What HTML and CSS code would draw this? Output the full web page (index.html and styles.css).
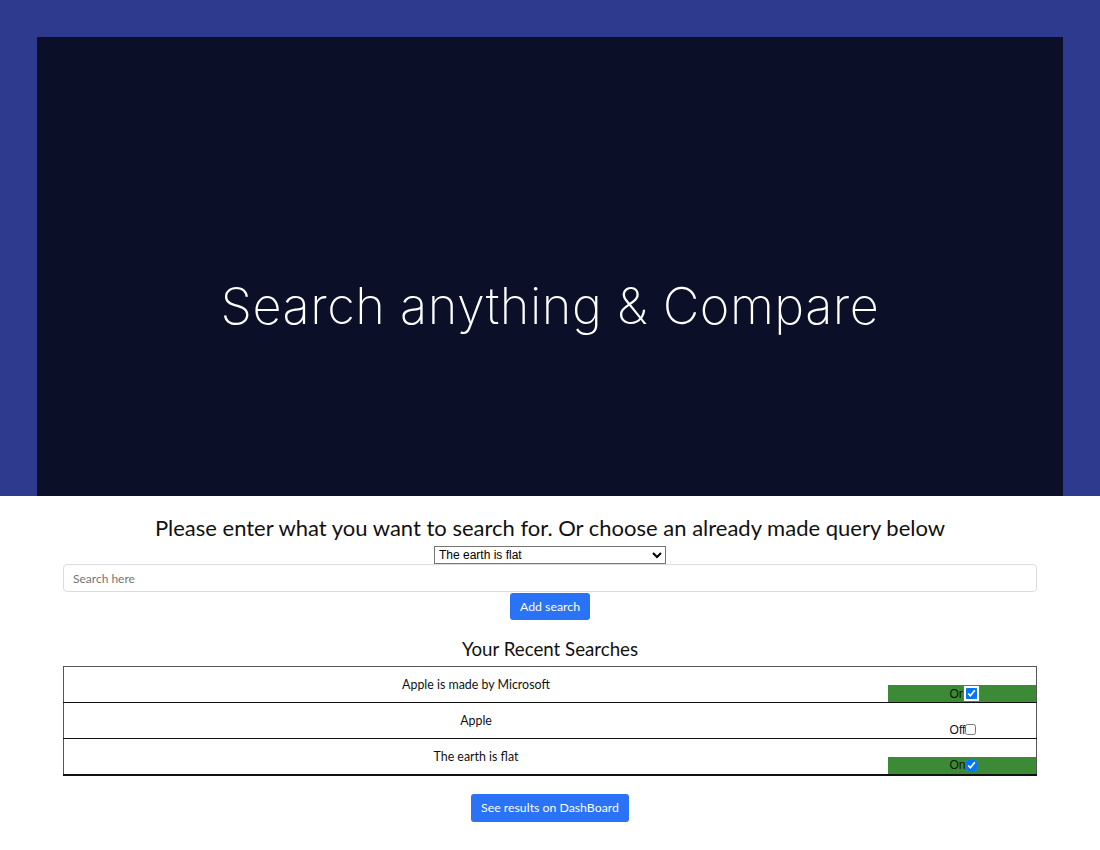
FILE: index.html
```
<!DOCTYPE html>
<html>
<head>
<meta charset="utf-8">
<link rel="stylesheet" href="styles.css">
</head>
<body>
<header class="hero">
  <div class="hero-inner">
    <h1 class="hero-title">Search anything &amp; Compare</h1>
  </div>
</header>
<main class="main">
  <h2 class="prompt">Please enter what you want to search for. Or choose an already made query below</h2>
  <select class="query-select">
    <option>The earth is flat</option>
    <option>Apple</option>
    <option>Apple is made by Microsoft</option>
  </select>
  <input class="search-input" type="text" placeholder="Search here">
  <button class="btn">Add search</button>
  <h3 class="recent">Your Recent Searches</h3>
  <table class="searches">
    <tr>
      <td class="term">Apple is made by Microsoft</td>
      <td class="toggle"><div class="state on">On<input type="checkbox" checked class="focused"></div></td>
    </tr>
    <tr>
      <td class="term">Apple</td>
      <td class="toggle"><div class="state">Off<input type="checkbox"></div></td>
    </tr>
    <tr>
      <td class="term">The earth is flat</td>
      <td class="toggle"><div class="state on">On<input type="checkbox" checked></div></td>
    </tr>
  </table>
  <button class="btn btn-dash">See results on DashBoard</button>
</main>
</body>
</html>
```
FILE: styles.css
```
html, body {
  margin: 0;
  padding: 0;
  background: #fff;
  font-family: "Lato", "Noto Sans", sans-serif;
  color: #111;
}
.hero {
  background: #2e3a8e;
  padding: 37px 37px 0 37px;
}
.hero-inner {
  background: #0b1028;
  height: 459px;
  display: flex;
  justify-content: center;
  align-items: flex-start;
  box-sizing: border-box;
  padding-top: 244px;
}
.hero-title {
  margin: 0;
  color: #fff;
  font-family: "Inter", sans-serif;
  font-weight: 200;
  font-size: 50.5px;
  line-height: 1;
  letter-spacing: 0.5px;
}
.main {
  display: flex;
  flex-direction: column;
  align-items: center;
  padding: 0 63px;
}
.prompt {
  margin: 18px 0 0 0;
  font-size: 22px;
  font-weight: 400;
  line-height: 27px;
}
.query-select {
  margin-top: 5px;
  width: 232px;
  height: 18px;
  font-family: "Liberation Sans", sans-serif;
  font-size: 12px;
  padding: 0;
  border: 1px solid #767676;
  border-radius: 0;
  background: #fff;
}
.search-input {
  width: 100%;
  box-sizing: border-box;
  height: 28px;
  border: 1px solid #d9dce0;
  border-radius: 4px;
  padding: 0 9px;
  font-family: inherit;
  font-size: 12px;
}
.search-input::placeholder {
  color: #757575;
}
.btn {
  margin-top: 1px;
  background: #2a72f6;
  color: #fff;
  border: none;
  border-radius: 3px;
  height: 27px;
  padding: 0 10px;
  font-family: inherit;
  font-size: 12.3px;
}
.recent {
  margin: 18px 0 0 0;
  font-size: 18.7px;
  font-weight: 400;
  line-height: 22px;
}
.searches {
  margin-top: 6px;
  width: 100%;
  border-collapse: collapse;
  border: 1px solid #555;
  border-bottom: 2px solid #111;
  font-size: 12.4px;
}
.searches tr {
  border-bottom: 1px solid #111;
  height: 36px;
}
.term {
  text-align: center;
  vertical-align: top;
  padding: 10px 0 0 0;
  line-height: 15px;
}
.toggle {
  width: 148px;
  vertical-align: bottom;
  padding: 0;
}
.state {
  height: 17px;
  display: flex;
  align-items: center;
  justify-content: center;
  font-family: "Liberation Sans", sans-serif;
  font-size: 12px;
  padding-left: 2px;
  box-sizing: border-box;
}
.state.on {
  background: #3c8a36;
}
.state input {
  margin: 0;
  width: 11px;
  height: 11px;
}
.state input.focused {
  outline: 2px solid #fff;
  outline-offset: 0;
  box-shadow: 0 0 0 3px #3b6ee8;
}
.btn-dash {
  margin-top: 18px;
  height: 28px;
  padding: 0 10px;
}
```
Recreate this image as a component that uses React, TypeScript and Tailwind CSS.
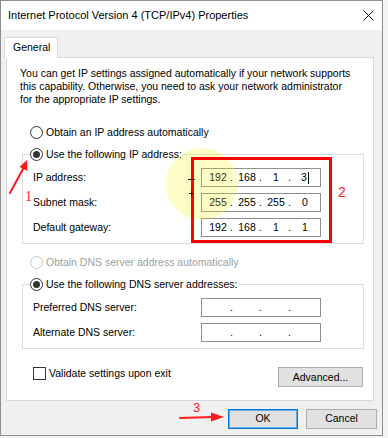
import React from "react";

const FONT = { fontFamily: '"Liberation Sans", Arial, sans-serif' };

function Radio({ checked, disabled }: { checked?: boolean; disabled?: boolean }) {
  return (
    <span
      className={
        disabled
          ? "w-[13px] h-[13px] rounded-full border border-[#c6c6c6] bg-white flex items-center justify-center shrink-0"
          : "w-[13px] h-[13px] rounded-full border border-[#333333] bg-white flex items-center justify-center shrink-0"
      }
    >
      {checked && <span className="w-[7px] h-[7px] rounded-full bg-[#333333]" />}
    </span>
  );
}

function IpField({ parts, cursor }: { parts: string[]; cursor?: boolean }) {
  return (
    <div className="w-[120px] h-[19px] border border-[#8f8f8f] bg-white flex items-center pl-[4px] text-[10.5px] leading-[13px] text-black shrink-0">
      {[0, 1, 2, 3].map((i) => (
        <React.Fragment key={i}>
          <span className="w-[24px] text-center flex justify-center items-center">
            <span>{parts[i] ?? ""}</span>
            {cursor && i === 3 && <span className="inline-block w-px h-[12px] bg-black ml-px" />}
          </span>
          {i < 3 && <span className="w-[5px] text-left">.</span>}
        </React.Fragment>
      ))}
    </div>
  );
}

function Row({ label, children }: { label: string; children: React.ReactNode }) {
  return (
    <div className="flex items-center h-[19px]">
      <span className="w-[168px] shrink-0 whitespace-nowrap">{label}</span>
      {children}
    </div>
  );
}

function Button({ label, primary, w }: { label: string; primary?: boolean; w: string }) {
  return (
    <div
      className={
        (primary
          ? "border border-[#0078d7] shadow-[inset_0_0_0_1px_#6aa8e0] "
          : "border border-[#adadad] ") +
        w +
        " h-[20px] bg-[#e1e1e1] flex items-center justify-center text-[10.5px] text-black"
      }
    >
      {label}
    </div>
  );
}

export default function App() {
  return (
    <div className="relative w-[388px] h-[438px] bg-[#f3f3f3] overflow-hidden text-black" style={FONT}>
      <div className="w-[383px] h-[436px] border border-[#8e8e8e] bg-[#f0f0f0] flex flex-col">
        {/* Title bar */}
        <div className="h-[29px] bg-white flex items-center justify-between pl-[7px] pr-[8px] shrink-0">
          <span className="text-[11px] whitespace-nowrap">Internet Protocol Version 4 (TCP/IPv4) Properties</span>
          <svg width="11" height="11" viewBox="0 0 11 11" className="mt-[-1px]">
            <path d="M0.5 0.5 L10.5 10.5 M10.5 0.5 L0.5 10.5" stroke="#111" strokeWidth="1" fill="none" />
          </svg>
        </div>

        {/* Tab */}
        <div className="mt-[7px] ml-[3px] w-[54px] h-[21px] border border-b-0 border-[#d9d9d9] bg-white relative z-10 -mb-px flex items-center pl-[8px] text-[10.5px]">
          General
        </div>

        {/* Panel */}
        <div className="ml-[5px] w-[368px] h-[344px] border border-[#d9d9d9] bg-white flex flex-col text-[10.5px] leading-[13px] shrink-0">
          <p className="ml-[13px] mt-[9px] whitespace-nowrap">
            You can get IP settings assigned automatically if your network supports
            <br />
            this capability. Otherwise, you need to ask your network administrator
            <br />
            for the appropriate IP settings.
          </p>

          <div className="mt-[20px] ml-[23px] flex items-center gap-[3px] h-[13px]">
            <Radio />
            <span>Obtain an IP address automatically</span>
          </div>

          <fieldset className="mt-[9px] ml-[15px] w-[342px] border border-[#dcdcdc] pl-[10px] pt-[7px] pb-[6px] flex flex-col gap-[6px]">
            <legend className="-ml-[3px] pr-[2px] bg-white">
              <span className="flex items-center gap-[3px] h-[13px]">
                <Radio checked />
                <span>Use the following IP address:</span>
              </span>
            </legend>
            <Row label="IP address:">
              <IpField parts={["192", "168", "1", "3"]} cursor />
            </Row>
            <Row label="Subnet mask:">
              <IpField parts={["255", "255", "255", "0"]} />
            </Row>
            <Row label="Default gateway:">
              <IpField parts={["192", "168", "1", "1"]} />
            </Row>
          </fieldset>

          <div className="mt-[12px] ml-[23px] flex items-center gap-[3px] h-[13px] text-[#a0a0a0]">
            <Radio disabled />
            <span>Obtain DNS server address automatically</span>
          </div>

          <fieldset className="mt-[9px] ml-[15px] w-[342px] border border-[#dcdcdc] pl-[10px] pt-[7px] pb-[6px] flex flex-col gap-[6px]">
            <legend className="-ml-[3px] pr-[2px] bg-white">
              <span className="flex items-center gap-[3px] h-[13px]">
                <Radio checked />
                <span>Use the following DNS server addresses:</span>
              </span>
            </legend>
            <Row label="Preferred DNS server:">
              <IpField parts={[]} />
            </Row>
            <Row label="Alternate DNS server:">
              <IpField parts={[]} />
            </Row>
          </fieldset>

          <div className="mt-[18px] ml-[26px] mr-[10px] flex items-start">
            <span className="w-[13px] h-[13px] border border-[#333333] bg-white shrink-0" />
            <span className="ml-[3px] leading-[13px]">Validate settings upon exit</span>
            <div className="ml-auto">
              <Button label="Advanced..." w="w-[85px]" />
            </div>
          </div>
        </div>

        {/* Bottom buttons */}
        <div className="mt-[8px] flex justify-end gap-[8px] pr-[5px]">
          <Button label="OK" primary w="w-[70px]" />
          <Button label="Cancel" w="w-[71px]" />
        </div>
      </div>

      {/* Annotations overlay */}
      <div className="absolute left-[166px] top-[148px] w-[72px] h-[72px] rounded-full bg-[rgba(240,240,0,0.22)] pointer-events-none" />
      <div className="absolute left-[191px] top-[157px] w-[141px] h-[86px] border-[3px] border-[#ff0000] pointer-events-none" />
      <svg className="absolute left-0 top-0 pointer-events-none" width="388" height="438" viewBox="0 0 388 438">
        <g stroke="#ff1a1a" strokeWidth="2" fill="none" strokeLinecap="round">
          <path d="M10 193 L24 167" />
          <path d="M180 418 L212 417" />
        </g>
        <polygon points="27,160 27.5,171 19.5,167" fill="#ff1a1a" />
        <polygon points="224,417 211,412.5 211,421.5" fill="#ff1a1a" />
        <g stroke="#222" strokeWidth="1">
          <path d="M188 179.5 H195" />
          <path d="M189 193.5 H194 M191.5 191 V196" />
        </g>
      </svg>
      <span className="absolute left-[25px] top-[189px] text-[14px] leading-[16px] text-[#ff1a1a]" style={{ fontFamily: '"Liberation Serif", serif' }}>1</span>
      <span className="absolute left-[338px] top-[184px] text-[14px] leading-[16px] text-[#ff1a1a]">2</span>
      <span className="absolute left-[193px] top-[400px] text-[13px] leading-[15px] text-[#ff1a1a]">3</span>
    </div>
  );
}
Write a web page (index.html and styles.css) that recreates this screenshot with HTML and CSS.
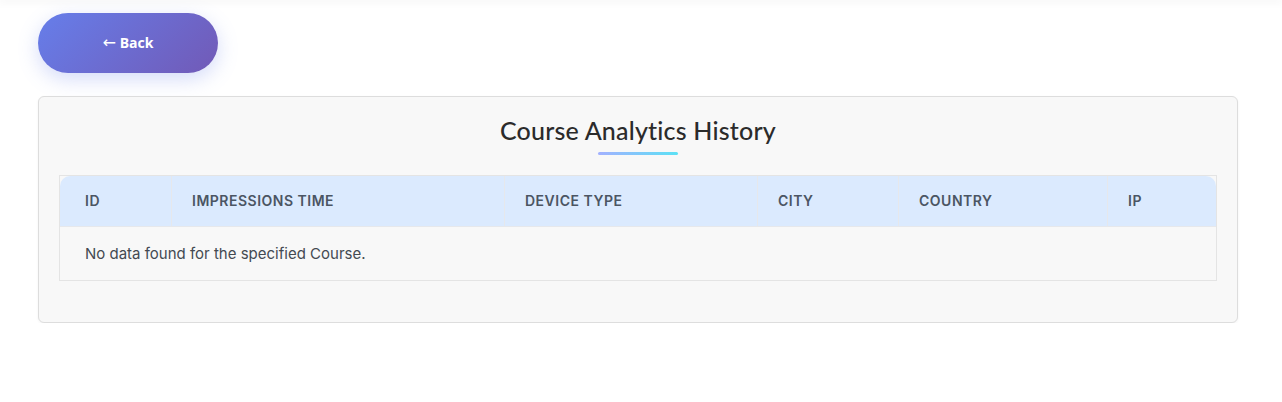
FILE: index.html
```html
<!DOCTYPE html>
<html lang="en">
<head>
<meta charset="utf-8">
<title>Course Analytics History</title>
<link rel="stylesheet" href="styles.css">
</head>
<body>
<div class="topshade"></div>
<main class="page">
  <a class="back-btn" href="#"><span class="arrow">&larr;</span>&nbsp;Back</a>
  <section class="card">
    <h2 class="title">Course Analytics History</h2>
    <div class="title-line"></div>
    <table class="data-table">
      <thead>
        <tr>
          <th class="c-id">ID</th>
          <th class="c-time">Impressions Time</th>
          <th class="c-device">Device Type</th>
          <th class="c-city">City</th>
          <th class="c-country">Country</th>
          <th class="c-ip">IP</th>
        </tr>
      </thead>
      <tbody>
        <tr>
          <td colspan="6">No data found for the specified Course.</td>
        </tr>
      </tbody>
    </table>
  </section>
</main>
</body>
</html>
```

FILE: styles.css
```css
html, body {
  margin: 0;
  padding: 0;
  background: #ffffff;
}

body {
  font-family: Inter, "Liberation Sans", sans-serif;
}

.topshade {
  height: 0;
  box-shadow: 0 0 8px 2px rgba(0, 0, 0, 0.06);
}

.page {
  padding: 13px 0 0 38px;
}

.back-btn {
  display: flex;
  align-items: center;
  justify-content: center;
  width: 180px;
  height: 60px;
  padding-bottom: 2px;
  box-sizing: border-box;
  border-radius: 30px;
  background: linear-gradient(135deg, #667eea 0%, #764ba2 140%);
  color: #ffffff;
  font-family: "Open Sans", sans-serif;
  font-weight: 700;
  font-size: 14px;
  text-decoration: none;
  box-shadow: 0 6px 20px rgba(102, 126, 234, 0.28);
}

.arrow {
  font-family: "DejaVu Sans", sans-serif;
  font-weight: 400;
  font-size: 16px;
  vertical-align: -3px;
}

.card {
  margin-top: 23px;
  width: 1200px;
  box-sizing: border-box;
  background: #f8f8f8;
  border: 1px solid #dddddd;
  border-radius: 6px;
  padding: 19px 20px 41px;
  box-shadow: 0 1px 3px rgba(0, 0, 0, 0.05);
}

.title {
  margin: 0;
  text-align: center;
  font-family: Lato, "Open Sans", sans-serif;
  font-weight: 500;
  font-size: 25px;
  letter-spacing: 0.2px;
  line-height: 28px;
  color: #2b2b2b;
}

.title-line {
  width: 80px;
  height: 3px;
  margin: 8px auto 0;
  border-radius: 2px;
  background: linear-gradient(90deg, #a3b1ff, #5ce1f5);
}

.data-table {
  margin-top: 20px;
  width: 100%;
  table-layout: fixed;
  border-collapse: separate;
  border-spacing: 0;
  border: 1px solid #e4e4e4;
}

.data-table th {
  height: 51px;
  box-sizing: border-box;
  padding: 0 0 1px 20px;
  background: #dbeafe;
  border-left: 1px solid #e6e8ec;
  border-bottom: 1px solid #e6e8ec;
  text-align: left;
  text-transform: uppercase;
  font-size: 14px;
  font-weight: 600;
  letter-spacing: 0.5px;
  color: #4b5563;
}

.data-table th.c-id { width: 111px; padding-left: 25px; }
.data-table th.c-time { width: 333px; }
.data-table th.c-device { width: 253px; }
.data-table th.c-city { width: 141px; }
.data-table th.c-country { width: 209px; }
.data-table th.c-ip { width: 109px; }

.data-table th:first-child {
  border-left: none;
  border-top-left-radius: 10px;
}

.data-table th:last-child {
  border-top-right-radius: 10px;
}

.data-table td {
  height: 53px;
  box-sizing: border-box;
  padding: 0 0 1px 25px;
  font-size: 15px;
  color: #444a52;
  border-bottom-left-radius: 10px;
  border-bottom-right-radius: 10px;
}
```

_____

• **OBJECTIVE**: Go through the records above and copy every line with the word "that".

• **COMPLETE OUTPUT**:
Recreate this image as a component that uses React, TypeScript and Tailwind CSS.
Write a web page (index.html and styles.css) that recreates this screenshot with HTML and CSS.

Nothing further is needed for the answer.